TORONTO, ON - APRIL 29: Ottawa Senators Right Wing Claude Giroux (28) skates with the puck during the 2025 NHL Stanley Cup playoffs first round game five between the Ottawa Senators and the Toronto Maple Leafs on April 29, 2025, at Scotiabank Arena in Toronto, ON, Canada. (Photo by Julian Avram/Icon Sportswire)

HIGHLIGHTS

  • Claude Giroux re-signed with Ottawa on a 1-year deal worth $2M base salary
  • The 37-year-old veteran could earn up to $4.75M with performance bonuses
  • Read below for full contract details and what this means for the Senators

The Ottawa Senators just got their veteran leader back on the cheap.

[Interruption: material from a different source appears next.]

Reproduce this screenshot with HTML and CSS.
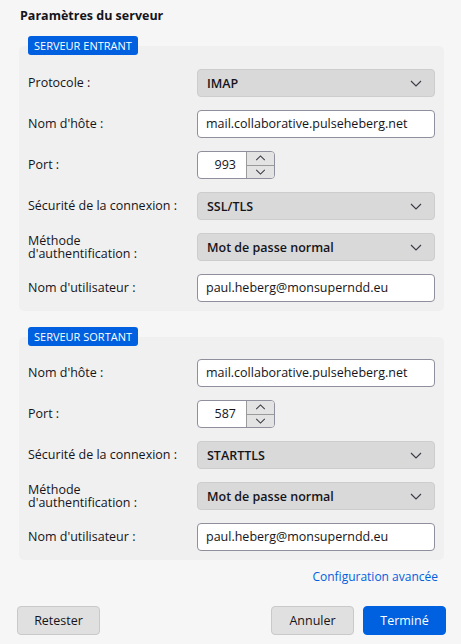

Claude Giroux inked a one-year deal to stay in the nation’s capital, and he left serious money on the table to do so. The 37-year-old alternate captain agreed to just $2 million in base salary, though he can earn up to $4.75 million with bonuses.

TSN’s Chris Johnston broke the news Sunday afternoon, with Pierre LeBrun of The Athletic providing the nitty-gritty details.

“One year deal for Giroux, $2M base salary plus $750k in games played bonuses, $250k in making the playoffs, and another $1.75M in playoff progress round by round bonuses,” LeBrun reported. “Bottom line, Giroux took less to stay in Ottawa, where he didn’t want to leave.”

Contract Breakdown:

The deal’s structured perfectly for a team looking to compete. Giroux gets $250K for hitting 20, 30, and 60 games played. Another quarter-million comes his way if Ottawa makes the playoffs and he suits up for 50 games.

Then it gets juicy. The Sens win Round 1? That’s $500K. Round 2 brings another $250K. Conference Finals victory? Half a million more. And if Ottawa hoists Lord Stanley’s Cup, Giroux pockets another $500K.

Talk about betting on yourself.

What This Means for Ottawa

This is highway robbery for Steve Staios and the Senators. Giroux posted 50 points last season and brought the kind of veteran presence you can’t quantify. Coming off a three-year deal that paid him $6.5 million annually, taking $2 million base is practically charity work.

“Claude brings veteran leadership and a competitive edge to our group and has been a consistent presence on and off the ice,” Staios said in Sunday’s announcement. “We are excited to bring him back next season.”

The Senators made their first playoff appearance since 2017 last spring. Giroux was instrumental in that run, collecting five points in six playoff games.

(Photo by Richard A. Whittaker/Icon Sportswire)

“This year was the most fun I’ve had in a few years, just coming to the rink was a lot of fun,” Giroux said back in May. “And that locker room, a pretty tight locker room, so a lot of good things.”

With nearly $9 million in cap space remaining, Ottawa can now chase scoring help on July 1. Names like Mikael Granlund and Andrei Kuzmenko should be on their radar.

The Sens won’t be playing the offer sheet game, though. They forfeited their 2026 first-rounder due to that botched 2021 trade deadline deal.

But who cares about offer sheets when your veteran leader takes a hometown discount like this? Giroux’s betting on this young core, and after 193 points in 245 games as a Senator, he’s earned the right to chase a Cup in Ottawa.

The Eastern Conference is wide open. And the Senators just kept a key piece for pennies on the dollar.